Türkiye’deki Ar-Ge Merkezi sayısı son iki yılda 961’e ulaştı
Türkiye’de son yıllarda verilen teşviklerle kurulan Ar-Ge merkezi sayısı 961’e ulaştı. Özellikle 2016 yılında yasalaşan "Araştırma ve Geliştirme Faaliyetlerinin Desteklenmesi Hakkında Kanun ile Bazı Kanun ve Kanun Hükmünde Kararnamelerde Değişiklik Yapılmasına Dair Kanun", nam-ı diğer Ar-Ge Reform Paketi ile Ar-Ge Merkezlerine yeni düzenlemeler getirildi. Kanun kapsamında tam zamanlı eşdeğer Ar-Ge personeli sayısı 30’dan 15’e indirildi. Bu sayede KOBİ ölçeğinde olan firmaların da Ar-Ge merkezi kurmasının önü açıldı. İlgili düzenlemelerin tamamlandığı 2016 ikinci yarısına kadar (8 yılda) 264 Ar-Ge merkezi kurulabilmişken son iki yılda 697 Ar-Ge Merkezi kuruldu. Tasarım yapan firmalara sağlanan teşviklerle de 2 yılda 234 tasarım merkezi kuruldu.
Tüm bu gelişmeler ışığında Merkezi Yönetim Bütçe Kanunu Tasarısı'na göre 2018’de Ar-Ge’ye ayrılan kaynak tutarı ise 4,9 milyar TL.

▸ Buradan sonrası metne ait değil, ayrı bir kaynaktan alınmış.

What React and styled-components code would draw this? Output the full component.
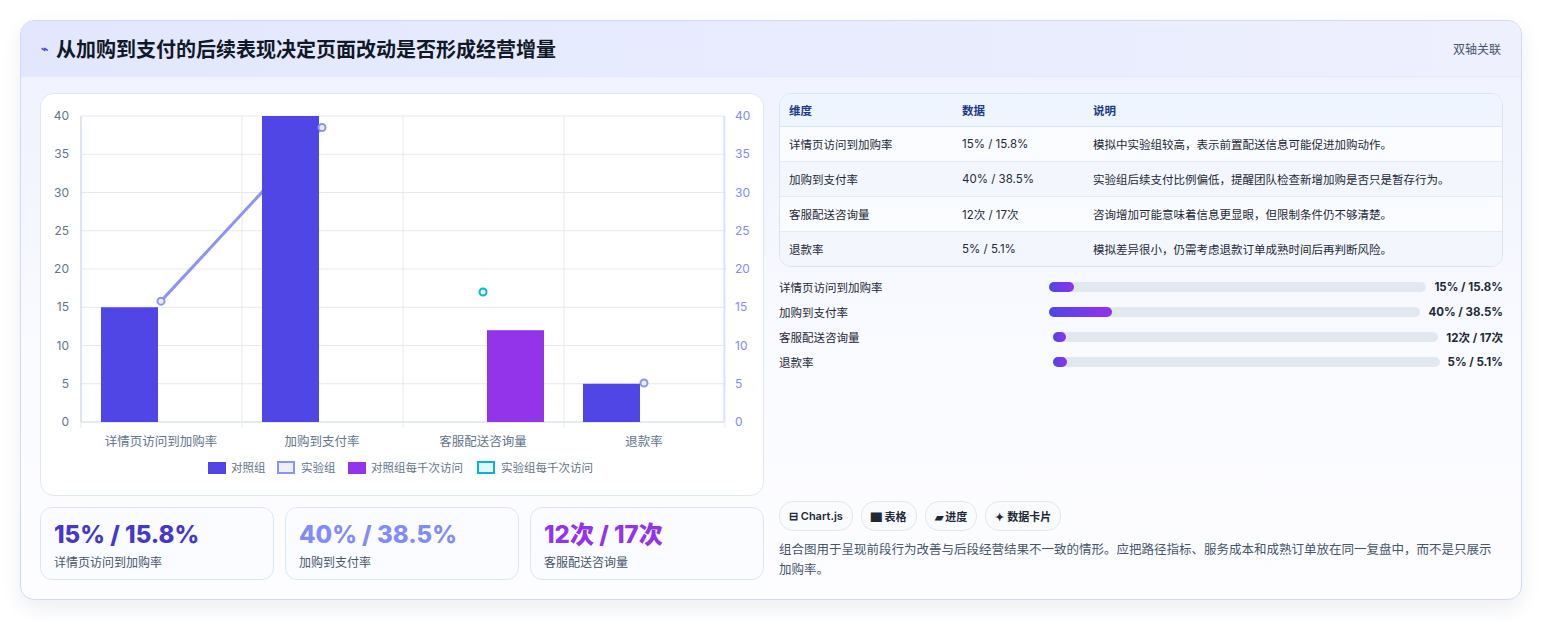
import React from "react";
import styled, { createGlobalStyle } from "styled-components";

const G = createGlobalStyle`
  body{margin:0;background:#f3f4f6;font-family:Inter,"Noto Sans CJK SC",sans-serif;}
`;
const Page = styled.div`padding:20px 20px 20px 20px;background:#fff;height:581px;`;
const Card = styled.div`width:1500px;border:1px solid #d4d9f3;border-radius:14px;background:linear-gradient(180deg,#eef1fd,#fafbff 60%,#fdfdff);box-shadow:0 8px 20px rgba(30,40,90,.08);overflow:hidden;`;
const Header = styled.div`height:55px;display:flex;align-items:center;justify-content:space-between;padding:0 20px;background:linear-gradient(90deg,#e2e7fd,#eef0fe);border-bottom:1px solid #e4e8fb;`;
const Title = styled.h1`margin:0;font-size:20px;font-weight:700;color:#111827;display:flex;align-items:center;gap:8px;`;
const Icon = styled.span`color:#4f46e5;font-size:12px;`;
const Tag = styled.span`font-size:12px;color:#475569;`;
const Body = styled.div`display:grid;grid-template-columns:724px 724px;gap:15px;padding:16px 19px 19px 19px;`;
const Col = styled.div`display:flex;flex-direction:column;gap:${p=>p.gap}px;`;
const ChartBox = styled.div`height:403px;background:#fff;border:1px solid #e1e6f3;border-radius:14px;box-sizing:border-box;`;
const Kpis = styled.div`display:grid;grid-template-columns:repeat(3,1fr);gap:11px;`;
const Kpi = styled.div`height:73px;box-sizing:border-box;border:1px solid #dde5f5;border-radius:12px;background:#fbfcff;padding:12px 13px;`;
const KV = styled.div`font-size:24px;font-weight:800;color:${p=>p.c};line-height:30px;`;
const KL = styled.div`font-size:12px;color:#475569;margin-top:3px;`;
const Table = styled.table`width:100%;border-collapse:separate;border-spacing:0;border:1px solid #dbe3f1;border-radius:12px;overflow:hidden;font-size:11.5px;background:#f8fbff;`;
const Th = styled.th`text-align:left;font-weight:600;color:#1e3a8a;background:#eef5ff;height:32px;padding:0 9px;border-bottom:1px solid #dbe3f1;width:${p=>p.w||"auto"};`;
const Td = styled.td`height:34px;padding:0 9px;color:#1f2937;border-bottom:${p=>p.last?"none":"1px solid #e5eaf3"};background:${p=>p.alt?"#f3f7fd":"#fafcff"};`;
const Bars = styled.div`display:flex;flex-direction:column;gap:8px;margin-top:11px;`;
const BarRow = styled.div`display:grid;grid-template-columns:270px 1fr auto;align-items:center;height:17px;font-size:11.5px;color:#1f2937;`;
const Track = styled.div`height:10px;background:#e2e8f0;border-radius:6px;margin-right:8px;margin-left:${p=>p.ml}px;`;
const Fill = styled.div`height:100%;border-radius:6px;background:linear-gradient(90deg,#4f46e5,#9333ea);`;
const Val = styled.span`font-weight:700;font-size:11.5px;`;
const Spacer = styled.div`flex:1;`;
const Chips = styled.div`display:flex;gap:8px;`;
const Chip = styled.span`height:28px;display:inline-flex;align-items:center;padding:0 9px;border:1px solid #e5e7eb;border-radius:14px;background:#fafbfc;font-size:11px;font-weight:600;color:#1f2937;`;
const Para = styled.p`margin:9px 0 0;padding-right:8px;font-size:12.5px;line-height:20px;color:#475569;`;

const sx = v => 40 + 161 * v;
const sy = v => 328 - v * 7.65;

function Chart() {
  const cats = ["详情页访问到加购率","加购到支付率","客服配送咨询量","退款率"];
  return (
    <svg width="722" height="401" viewBox="0 0 722 401" style={{display:"block"}}>
      {[0,5,10,15,20,25,30,35,40].map(v=>(
        <g key={v}>
          <line x1="40" x2="683" y1={sy(v)} y2={sy(v)} stroke={v===0?"#cbd5e1":"#e5e9f0"}/>
          <text x="28" y={sy(v)+4} fontSize="12" fill="#64748b" textAnchor="end">{v}</text>
          <text x="694" y={sy(v)+4} fontSize="12" fill="#818cf8">{v}</text>
        </g>
      ))}
      {[0,1,2,3,4].map(i=><line key={i} x1={sx(i)} x2={sx(i)} y1={sy(40)} y2={sy(0)+6} stroke="#e5e9f0"/>)}
      <line x1="40" x2="40" y1={sy(40)} y2={sy(0)} stroke="#cbd5e1"/>
      <line x1="683" x2="683" y1={sy(40)} y2={sy(0)} stroke="#c7d2fe"/>
      {cats.map((c,i)=><text key={c} x={sx(i)+80} y="352" fontSize="12.5" fill="#64748b" textAnchor="middle">{c}</text>)}
      <polyline points={`${sx(0)+80},${sy(15.8)} ${sx(1)+80},${sy(38.5)}`} fill="none" stroke="#8b93f5" strokeWidth="3"/>
      <rect x={sx(0)+20} y={sy(15)} width="57" height={15*7.65} fill="#4f46e5"/>
      <rect x={sx(1)+20} y={sy(40)} width="57" height={40*7.65} fill="#4f46e5"/>
      <rect x={sx(3)+19} y={sy(5)} width="57" height={5*7.65} fill="#4f46e5"/>
      <rect x={sx(2)+84} y={sy(12)} width="57" height={12*7.65} fill="#9333ea"/>
      {[[0,15.8],[1,38.5],[3,5.1]].map(([i,v])=><circle key={i} cx={sx(i)+80} cy={sy(v)} r="3.5" fill="#eef0ff" stroke="#8b93f5" strokeWidth="2"/>)}
      <circle cx={sx(2)+80} cy={sy(17)} r="3.5" fill="#e0f7fb" stroke="#06b6d4" strokeWidth="2"/>
      <g fontSize="11.5" fill="#64748b">
        <rect x="167" y="368" width="18" height="12" fill="#4f46e5"/><text x="190" y="378">对照组</text>
        <rect x="237" y="368" width="16" height="11" fill="#eef0ff" stroke="#8b93f5" strokeWidth="2"/><text x="260" y="378">实验组</text>
        <rect x="307" y="368" width="18" height="12" fill="#9333ea"/><text x="330" y="378">对照组每千次访问</text>
        <rect x="437" y="368" width="16" height="11" fill="#e0f7fb" stroke="#06b6d4" strokeWidth="2"/><text x="460" y="378">实验组每千次访问</text>
      </g>
    </svg>
  );
}

const rows = [
  ["详情页访问到加购率","15% / 15.8%","模拟中实验组较高，表示前置配送信息可能促进加购动作。"],
  ["加购到支付率","40% / 38.5%","实验组后续支付比例偏低，提醒团队检查新增加购是否只是暂存行为。"],
  ["客服配送咨询量","12次 / 17次","咨询增加可能意味着信息更显眼，但限制条件仍不够清楚。"],
  ["退款率","5% / 5.1%","模拟差异很小，仍需考虑退款订单成熟时间后再判断风险。"],
];
const bars = [[0,6.5,"15% / 15.8%"],[0,17,"40% / 38.5%"],[4,3.5,"12次 / 17次"],[4,3.5,"5% / 5.1%"]];

export default function App(){
  return (<><G/><Page><Card>
    <Header><Title><Icon>⌁</Icon>从加购到支付的后续表现决定页面改动是否形成经营增量</Title><Tag>双轴关联</Tag></Header>
    <Body>
      <Col gap={11}>
        <ChartBox><Chart/></ChartBox>
        <Kpis>
          <Kpi><KV c="#4338ca">15% / 15.8%</KV><KL>详情页访问到加购率</KL></Kpi>
          <Kpi><KV c="#818cf8">40% / 38.5%</KV><KL>加购到支付率</KL></Kpi>
          <Kpi><KV c="#9333ea">12次 / 17次</KV><KL>客服配送咨询量</KL></Kpi>
        </Kpis>
      </Col>
      <Col gap={0}>
        <Table>
          <thead><tr><Th w="155px">维度</Th><Th w="113px">数据</Th><Th>说明</Th></tr></thead>
          <tbody>{rows.map((r,i)=><tr key={i}>{r.map((c,j)=><Td key={j} alt={i%2===1} last={i===3}>{c}</Td>)}</tr>)}</tbody>
        </Table>
        <Bars>
          {rows.map((r,i)=><BarRow key={i}><span>{r[0]}</span><Track ml={bars[i][0]}><Fill style={{width:bars[i][1]+"%"}}/></Track><Val>{bars[i][2]}</Val></BarRow>)}
        </Bars>
        <Spacer/>
        <Chips><Chip>⊟ Chart.js</Chip><Chip>▇ 表格</Chip><Chip>▰ 进度</Chip><Chip>✦ 数据卡片</Chip></Chips>
        <Para>组合图用于呈现前段行为改善与后段经营结果不一致的情形。应把路径指标、服务成本和成熟订单放在同一复盘中，而不是只展示加购率。</Para>
      </Col>
    </Body>
  </Card></Page></>);
}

Kaynağın 2,8 Milyar TL’sini TÜBİTAK yönlendirecek
Türkiye Bilimsel ve Teknolojik Araştırma Kurumu’nun (TÜBİTAK) Ar-Ge destek bütçesi 2018 yılında yüzde 1.2 artışla 2 milyar 871 milyon TL’ye yükseldi. İlgili bütçeden en büyük payı 471.4 milyon TL ödenek ile Sanayi Ar-Ge Destek Programı alıyor. Kamu Ar-Ge Destek Programı’na ise 250 milyon TL, Akademik ve Uygulamalı Ar-Ge Destek Programı’na 310 milyon TL aktarılıyor.
Makine sektörü başı çekiyor
2016 yılından bu yana açılan Ar-Ge merkezlerinin sektörel dağılımına bakıldığında makine ve teçhizat imalatı 128 Ar-Ge merkeziyle birinci, otomotiv sanayi 100 Ar-Ge merkeziyle ikinci, yazılım sektörü 82 Ar-Ge merkeziyle üçüncü sırada yer alıyor.
Ar-Ge ve İnovasyon artık olmazsa olmaz!
Experto Genel Müdürü Jülide Birol, Ar-Ge desteği almanın firmalar için en önemli avantajının firmaların nitelikli ürün üretmek için gerekli olan Ar-Ge çalışmalarında ihtiyaç duyacağı finansmanın belirli oranlarda devlet tarafından karşılanması olduğunu söylüyor; “Firmalar Ar-Ge desteğiyle ellerindeki kaynağı daha nitelikli personel istihdamına, gerekli test ve analiz cihazlarının alımına kanalize edebilecek, daha nitelikli Ar-Ge projeleri geliştirmek için üniversiteler ile işbirliği yoluna gidebilecekler. Bütün bu sayılanlar da ürünlerinde katma değeri, kar marjını artıracak ve büyümeye katkıda bulunacaktır. Hızla gelişen ve değişen dünyada Ar-Ge ve inovasyon artık olmazsa olmaz olarak karşımıza çıkmakta. Gelişime adapte olamayan firmalar ise günün sonunda ya küçük ölçekte kalmaya da ne yazık ki yok olmaya mahkum.”